- W czwartym kwartale 2014 r. banki udzieliły niespełna 43 tys. nowych kredytów mieszkaniowych o wartości 9,16 mld, a w całym roku zawarły 174 tys. umów o kredyt mieszkaniowy na kwotę 36,8 mld zł - wynika z najnowszego Raportu AMRON – SARFiN.
Tym samym rok 2014 był najsłabszym rokiem dla rynku kredytów mieszkaniowych w ciągu minionych dziewięciu lat. Zarówno liczba, jak i wartość kredytów mieszkaniowych była niższa nawet od wyników kryzysowego roku 2009 (odpowiednio 189 tys. i 39 mld).
Dołek się pogłębia, nie pomaga "MdM"
Zarówno atrakcyjne oprocentowanie kredytów w złotych – najniższe w historii po cyklu obniżek podstawowych stóp procentowych NBP jak i ceny nieruchomości, które od dwóch lat podlegają tylko nieznacznym wahaniom, nie były w stanie nakłonić potencjalnych nabywców mieszkań do zaciągnięcia długoterminowego zobowiązania hipotecznego.
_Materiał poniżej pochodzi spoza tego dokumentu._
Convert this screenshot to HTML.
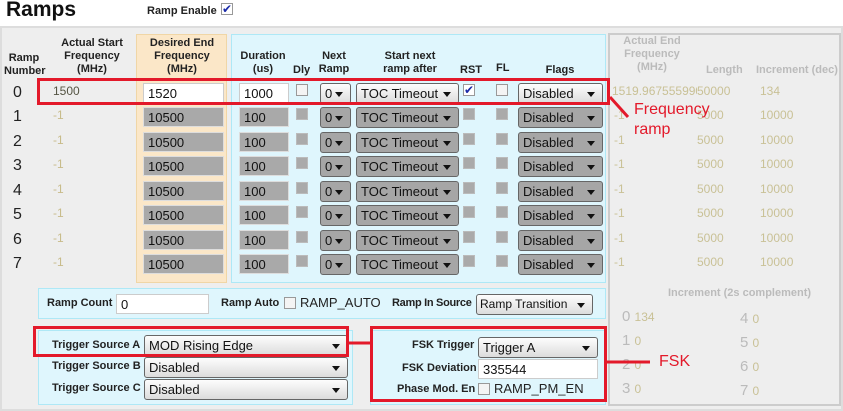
<!DOCTYPE html>
<html><head><meta charset="utf-8"><style>
*{box-sizing:border-box}
body{margin:0;width:843px;height:411px;background:#fff;font-family:"Liberation Sans",sans-serif;position:relative;overflow:hidden}
div,span{position:absolute}
.b{font-weight:bold;font-size:11px;color:#222;text-align:center;line-height:13px}
.in{height:20px;border:1px solid #ccc;background:#fff;font-size:13px;padding:2px 4px;line-height:15px;color:#111}
.g{background:#a9a9a9;border-color:#ddd}
.cb{width:12px;height:12px;border:1px solid #999;background:#f4f4f4}
.cbg{background:#aaa;border-color:#bbb}
.sel{height:21px;border:1px solid #666;border-radius:3px;background:linear-gradient(#fdfdfd,#dcdcdc);font-size:13px;padding:2px 4px;line-height:15px;color:#111;white-space:nowrap;overflow:hidden}
.sel.gs{background:#a6a6a6}
.sel:after{content:"";position:absolute;right:7px;top:8px;border-left:4px solid transparent;border-right:4px solid transparent;border-top:5px solid #111}
.n{font-size:16px;color:#222}
.m{font-size:12px;color:#c8bb8a}
.k{font-size:12px;color:#c9c196}
.red{border:3px solid #e3192a}
.rt{color:#e3192a;font-size:16px}
</style></head><body>
<div style="left:6px;top:-2px;font-size:21px;font-weight:bold;color:#111">Ramps</div>
<div class="b" style="left:147px;top:5px">Ramp Enable</div>
<div class="cb" style="left:221px;top:3px;background:#fff;color:#1a2aa8;font-size:12px;line-height:10px;text-align:center">✔</div>

<div style="left:0;top:26px;width:843px;height:385px;background:#eee;border:2px solid #ddd"></div>
<div style="left:608px;top:33px;width:233px;height:373px;border:2px solid #ccc;background:#eee"></div>
<div style="left:136px;top:34px;width:91px;height:249px;background:#fbe7c8;border:1px solid #f0d6a6"></div>
<div style="left:231px;top:34px;width:375px;height:249px;background:#dff6fd;border:1px solid #aee8f6"></div>

<div class="b" style="left:4px;top:52px;width:40px">Ramp<br>Number</div>
<div class="b" style="left:52px;top:37px;width:80px">Actual Start<br>Frequency<br>(MHz)</div>
<div class="b" style="left:138px;top:37px;width:88px">Desired End<br>Frequency<br>(MHz)</div>
<div class="b" style="left:237px;top:50px;width:52px">Duration<br>(us)</div>
<div class="b" style="left:293px;top:64px">Dly</div>
<div class="b" style="left:316px;top:50px;width:36px">Next<br>Ramp</div>
<div class="b" style="left:370px;top:50px;width:80px">Start next<br>ramp after</div>
<div class="b" style="left:460px;top:64px">RST</div>
<div class="b" style="left:496px;top:62px">FL</div>
<div class="b" style="left:540px;top:64px;width:40px">Flags</div>
<div class="b" style="left:614px;top:35px;width:76px;color:#bbb">Actual End<br>Frequency<br>(MHz)</div>
<div class="b" style="left:706px;top:64px;color:#bbb">Length</div>
<div class="b" style="left:756px;top:64px;color:#bbb">Increment (dec)</div>

<!-- row 0 -->
<div class="n" style="left:13px;top:84px">0</div><div class="m" style="left:53px;top:84px;color:#554">1500</div>
<div class="in" style="left:143px;top:83px;width:81px">1520</div>
<div class="in" style="left:239px;top:83px;width:50px">1000</div>
<div class="cb" style="left:296px;top:84px"></div>
<div class="sel" style="left:320px;top:83px;width:31px">0</div>
<div class="sel" style="left:356px;top:83px;width:103px">TOC Timeout</div>
<div class="cb" style="left:463px;top:84px;background:#fff;color:#1a2aa8;font-size:12px;line-height:10px;text-align:center">✔</div>
<div class="cb" style="left:496px;top:84px"></div>
<div class="sel" style="left:518px;top:83px;width:85px">Disabled</div>
<div class="k" style="left:612px;top:84px;width:85px;overflow:hidden;white-space:nowrap">1519.967555990</div>
<div class="k" style="left:697px;top:84px">50000</div><div class="k" style="left:760px;top:84px">134</div>

<!-- rows 1-7 -->
<div class="n" style="left:13px;top:108px">1</div><div class="m" style="left:53px;top:108px">-1</div><div class="in g" style="left:143px;top:107px;width:81px">10500</div><div class="in g" style="left:239px;top:107px;width:50px">100</div><div class="cb cbg" style="left:296px;top:108px"></div><div class="sel gs" style="left:320px;top:107px;width:31px">0</div><div class="sel gs" style="left:356px;top:107px;width:103px">TOC Timeout</div><div class="cb cbg" style="left:463px;top:108px"></div><div class="cb cbg" style="left:496px;top:108px"></div><div class="sel gs" style="left:518px;top:107px;width:85px">Disabled</div><div class="k" style="left:614px;top:108px">-1</div><div class="k" style="left:697px;top:108px">5000</div><div class="k" style="left:760px;top:108px">10000</div>
<div class="n" style="left:13px;top:133px">2</div><div class="m" style="left:53px;top:133px">-1</div><div class="in g" style="left:143px;top:132px;width:81px">10500</div><div class="in g" style="left:239px;top:132px;width:50px">100</div><div class="cb cbg" style="left:296px;top:133px"></div><div class="sel gs" style="left:320px;top:132px;width:31px">0</div><div class="sel gs" style="left:356px;top:132px;width:103px">TOC Timeout</div><div class="cb cbg" style="left:463px;top:133px"></div><div class="cb cbg" style="left:496px;top:133px"></div><div class="sel gs" style="left:518px;top:132px;width:85px">Disabled</div><div class="k" style="left:614px;top:133px">-1</div><div class="k" style="left:697px;top:133px">5000</div><div class="k" style="left:760px;top:133px">10000</div>
<div class="n" style="left:13px;top:157px">3</div><div class="m" style="left:53px;top:157px">-1</div><div class="in g" style="left:143px;top:156px;width:81px">10500</div><div class="in g" style="left:239px;top:156px;width:50px">100</div><div class="cb cbg" style="left:296px;top:157px"></div><div class="sel gs" style="left:320px;top:156px;width:31px">0</div><div class="sel gs" style="left:356px;top:156px;width:103px">TOC Timeout</div><div class="cb cbg" style="left:463px;top:157px"></div><div class="cb cbg" style="left:496px;top:157px"></div><div class="sel gs" style="left:518px;top:156px;width:85px">Disabled</div><div class="k" style="left:614px;top:157px">-1</div><div class="k" style="left:697px;top:157px">5000</div><div class="k" style="left:760px;top:157px">10000</div>
<div class="n" style="left:13px;top:182px">4</div><div class="m" style="left:53px;top:182px">-1</div><div class="in g" style="left:143px;top:181px;width:81px">10500</div><div class="in g" style="left:239px;top:181px;width:50px">100</div><div class="cb cbg" style="left:296px;top:182px"></div><div class="sel gs" style="left:320px;top:181px;width:31px">0</div><div class="sel gs" style="left:356px;top:181px;width:103px">TOC Timeout</div><div class="cb cbg" style="left:463px;top:182px"></div><div class="cb cbg" style="left:496px;top:182px"></div><div class="sel gs" style="left:518px;top:181px;width:85px">Disabled</div><div class="k" style="left:614px;top:182px">-1</div><div class="k" style="left:697px;top:182px">5000</div><div class="k" style="left:760px;top:182px">10000</div>
<div class="n" style="left:13px;top:206px">5</div><div class="m" style="left:53px;top:206px">-1</div><div class="in g" style="left:143px;top:205px;width:81px">10500</div><div class="in g" style="left:239px;top:205px;width:50px">100</div><div class="cb cbg" style="left:296px;top:206px"></div><div class="sel gs" style="left:320px;top:205px;width:31px">0</div><div class="sel gs" style="left:356px;top:205px;width:103px">TOC Timeout</div><div class="cb cbg" style="left:463px;top:206px"></div><div class="cb cbg" style="left:496px;top:206px"></div><div class="sel gs" style="left:518px;top:205px;width:85px">Disabled</div><div class="k" style="left:614px;top:206px">-1</div><div class="k" style="left:697px;top:206px">5000</div><div class="k" style="left:760px;top:206px">10000</div>
<div class="n" style="left:13px;top:231px">6</div><div class="m" style="left:53px;top:231px">-1</div><div class="in g" style="left:143px;top:230px;width:81px">10500</div><div class="in g" style="left:239px;top:230px;width:50px">100</div><div class="cb cbg" style="left:296px;top:231px"></div><div class="sel gs" style="left:320px;top:230px;width:31px">0</div><div class="sel gs" style="left:356px;top:230px;width:103px">TOC Timeout</div><div class="cb cbg" style="left:463px;top:231px"></div><div class="cb cbg" style="left:496px;top:231px"></div><div class="sel gs" style="left:518px;top:230px;width:85px">Disabled</div><div class="k" style="left:614px;top:231px">-1</div><div class="k" style="left:697px;top:231px">5000</div><div class="k" style="left:760px;top:231px">10000</div>
<div class="n" style="left:13px;top:255px">7</div><div class="m" style="left:53px;top:255px">-1</div><div class="in g" style="left:143px;top:254px;width:81px">10500</div><div class="in g" style="left:239px;top:254px;width:50px">100</div><div class="cb cbg" style="left:296px;top:255px"></div><div class="sel gs" style="left:320px;top:254px;width:31px">0</div><div class="sel gs" style="left:356px;top:254px;width:103px">TOC Timeout</div><div class="cb cbg" style="left:463px;top:255px"></div><div class="cb cbg" style="left:496px;top:255px"></div><div class="sel gs" style="left:518px;top:254px;width:85px">Disabled</div><div class="k" style="left:614px;top:255px">-1</div><div class="k" style="left:697px;top:255px">5000</div><div class="k" style="left:760px;top:255px">10000</div>

<!-- ramp count panel -->
<div style="left:38px;top:288px;width:568px;height:31px;background:#dff6fd;border:1px solid #aee8f6"></div>
<div class="b" style="left:47px;top:297px">Ramp Count</div>
<div class="in" style="left:116px;top:294px;width:93px">0</div>
<div class="b" style="left:221px;top:297px">Ramp Auto</div>
<div class="cb" style="left:284px;top:297px"></div>
<div style="left:300px;top:295px;font-size:13px;color:#222">RAMP_AUTO</div>
<div class="b" style="left:392px;top:297px;letter-spacing:-0.3px">Ramp In Source</div>
<div class="sel" style="left:476px;top:294px;width:117px;font-size:12px;padding-left:3px">Ramp Transition</div>

<!-- trigger panel -->
<div style="left:38px;top:330px;width:315px;height:75px;background:#dff6fd;border:1px solid #aee8f6"></div>
<div class="b" style="left:52px;top:339px">Trigger Source A</div>
<div class="b" style="left:52px;top:360px">Trigger Source B</div>
<div class="b" style="left:52px;top:382px">Trigger Source C</div>
<div class="sel" style="left:144px;top:335px;width:204px">MOD Rising Edge</div>
<div class="sel" style="left:144px;top:357px;width:204px">Disabled</div>
<div class="sel" style="left:144px;top:379px;width:204px">Disabled</div>

<!-- FSK panel -->
<div style="left:370px;top:330px;width:236px;height:75px;background:#dff6fd;border:1px solid #aee8f6"></div>
<div class="b" style="left:412px;top:339px">FSK Trigger</div>
<div class="b" style="left:402px;top:362px">FSK Deviation</div>
<div class="b" style="left:397px;top:383px">Phase Mod. En</div>
<div class="sel" style="left:478px;top:337px;width:120px">Trigger A</div>
<div class="in" style="left:478px;top:359px;width:120px">335544</div>
<div class="cb" style="left:478px;top:383px"></div>
<div style="left:494px;top:381px;font-size:13px;color:#222">RAMP_PM_EN</div>

<!-- increment 2s complement -->
<div class="b" style="left:668px;top:287px;color:#bbb;font-weight:bold">Increment (2s complement)</div>
<div style="left:622px;top:308px;font-size:15px;color:#bbb">0 <span style="position:static;font-size:12px;color:#c9c196">134</span></div>
<div style="left:622px;top:332px;font-size:15px;color:#bbb">1 <span style="position:static;font-size:12px;color:#c9c196">0</span></div>
<div style="left:622px;top:356px;font-size:15px;color:#bbb">2 <span style="position:static;font-size:12px;color:#c9c196">0</span></div>
<div style="left:622px;top:380px;font-size:15px;color:#bbb">3 <span style="position:static;font-size:12px;color:#c9c196">0</span></div>
<div style="left:740px;top:310px;font-size:15px;color:#bbb">4 <span style="position:static;font-size:12px;color:#c9c196">0</span></div>
<div style="left:740px;top:334px;font-size:15px;color:#bbb">5 <span style="position:static;font-size:12px;color:#c9c196">0</span></div>
<div style="left:740px;top:358px;font-size:15px;color:#bbb">6 <span style="position:static;font-size:12px;color:#c9c196">0</span></div>
<div style="left:740px;top:382px;font-size:15px;color:#bbb">7 <span style="position:static;font-size:12px;color:#c9c196">0</span></div>

<!-- annotations -->
<div class="red" style="left:37px;top:78px;width:573px;height:27px"></div>
<svg style="position:absolute;left:0;top:0" width="843" height="411"><line x1="610" y1="97" x2="628" y2="117" stroke="#e3192a" stroke-width="3"/><line x1="348" y1="343" x2="372" y2="343" stroke="#e3192a" stroke-width="3"/><line x1="606" y1="362" x2="650" y2="362" stroke="#e3192a" stroke-width="3"/></svg>
<div class="rt" style="left:634px;top:100px;line-height:20px">Frequency<br>ramp</div>
<div class="red" style="left:33px;top:326px;width:316px;height:31px"></div>
<div class="red" style="left:370px;top:326px;width:237px;height:76px"></div>
<div class="rt" style="left:659px;top:353px">FSK</div>
</body></html>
- Wartość Indeksu Dostępności Mieszkaniowej na koniec minionego roku wyniosła 190 punktów. To najwyższy poziom notowany od 2006 roku, a trend wzrostowy obserwujemy od 2012 r. W ostatnim kwartale na wartość indeksu wpłynął przede wszystkim istotnie większy przeciętny dochód rozporządzalny dla rodziny, ale także niższe oprocentowanie kredytów, poziom inflacji i spadek cen nieruchomości. Niemniej, przy tak sprzyjających warunkach rynek kredytów hipotecznych skurczył się - twierdza eksperci ZBP.